Judith Madera, 13.10.2023

Bücher werden immer schöner – sie glänzen und glitzern und zeigen farbenfrohe Motive auf dem Buchschnitt. Pracht- und Luxusausgaben bekannter Genreklassiker konkurrieren mit aufgemotzten Erstausgaben auf den Büchertischen, das normale Taschenbuch verschwindet zwischen all dem Glanz und Glamour. Welcher Fan freut sich nicht über schön gestaltete Bücher – doch zählt der Inhalt noch?

Wer Bücher aus verschiedenen Jahrzehnten im Regal stehen hat, wird einige optische Veränderungen erkennen. Taschenbücher wurden zu einem großen Teil durch stabilere Klappenbroschure ersetzt, die oft ein größeres Format haben. Auf die Innenseite der Klappen lassen sich wunderbar Fantasylandkarten oder stimmungsvolle SF-Motive drucken. Durch digitale Techniken haben sich Coverdesigns verändert und wenn man so manch alte Coverillustration betrachtet, muss man sagen, dass Bücher heute oft – nicht immer – besser aussehen. Doch damit ist es nicht getan, Buchdeckel kommen immer öfter im Metallic-Look und/oder mit Spot- und UV-Lack daher, sodass der Buchtitel nicht nur optisch, sondern auch haptisch heraussticht. Insbesondere in der Jugendfantasy und Romantasy wird nicht gekleckert, sondern geklotzt. Die Bücher schimmern, glitzern, fühlen sich wie Samt an und leuchten im Dunkeln – und neuerdings werden sie mit dem Buchschnitt nach vorne ins Regal gestellt, weil dieser immer öfter selbst ein kleines Kunstwerk ist.

Diese Entwicklung hängt mit Social Media und dem E-Book zusammen, dem vor zehn Jahren noch nachgesagt wurde, Printbücher fast vollständig zu verdrängen. Doch der Marktanteil der elektronischen Bücher hat sich auf einem relativ geringen Wert eingependelt, die Leserschaft liebt nach wie vor Bücher, die man anfassen und ins Regal stellen kann – und für Instagram fotografieren.
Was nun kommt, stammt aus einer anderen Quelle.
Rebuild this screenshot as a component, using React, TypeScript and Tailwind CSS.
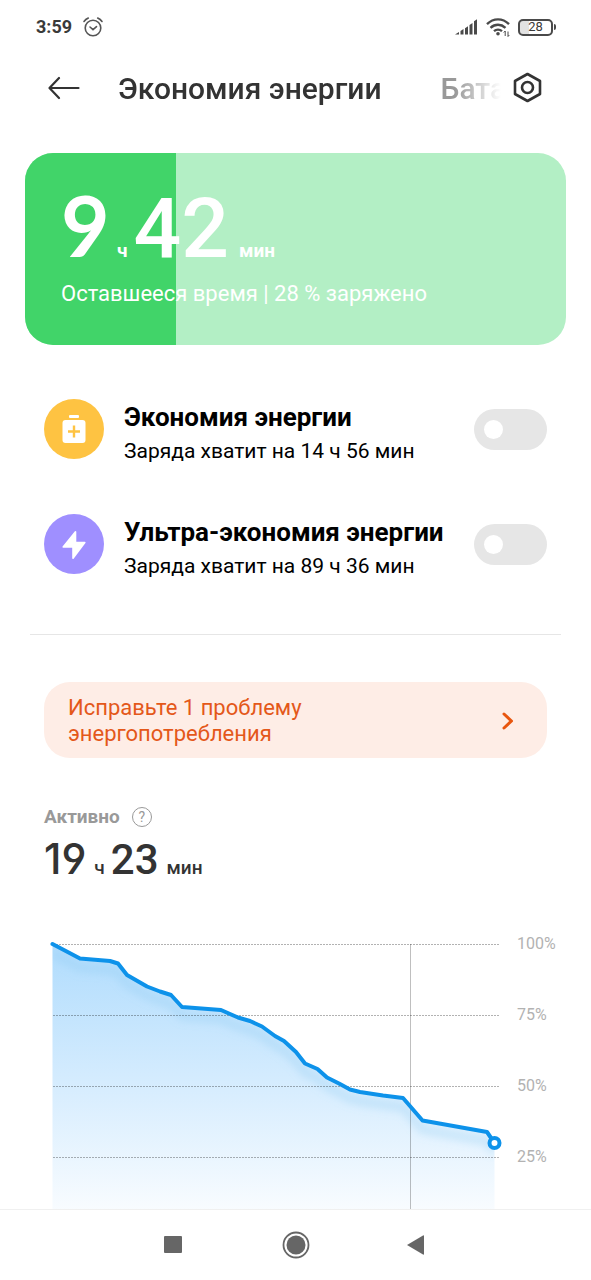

Wer optisch nicht heraussticht und sich dem aktuellen Ideal anpasst, hat es schwer auf Social Media. Das gilt inzwischen auch für Bücher. Und mit Blick auf die Games-Industrie, wo Collector’s Editions regelmäßig Fanherzen höherschlagen und ihre Geldbeutel ausbluten lassen, haben Verlage in den letzten Jahren neue, aufwändig gestaltete Sonderausgaben für sich entdeckt.

Pracht-, Schmuck- und Luxusausgaben

Seit dem gigantischen Kinoerfolg von Der Herr der Ringe vergeht gefühlt kein Jahr ohne Sonderausgabe des Fantasyklassikers. Fans können zwischen unterschiedlichsten Ausgaben mit Illustrationen von verschiedenen Künstler*innen wählen – oder einfach alle sammeln. 2021 erschien eine besonders edle Luxusausgabe des Herrn der Ringe, erstmals mit Illustrationen von J.R.R. Tolkien selbst. Passend dazu folgten die Luxusausgaben zu Das Silmarillion 2022 und Der Hobbit 2023 inklusive Leineneinband, Schuber, Farbschnitt, Kartenmaterial und den Illustrationen des Autors. Ob es sich bei diesen Luxusausgaben nun wirklich um die besten aller Sonderausgaben handelt, ist letztlich Geschmackssache und wir werden in Zukunft sicher noch einige ausgefallene Ausgaben von Büchern Tolkiens sehen.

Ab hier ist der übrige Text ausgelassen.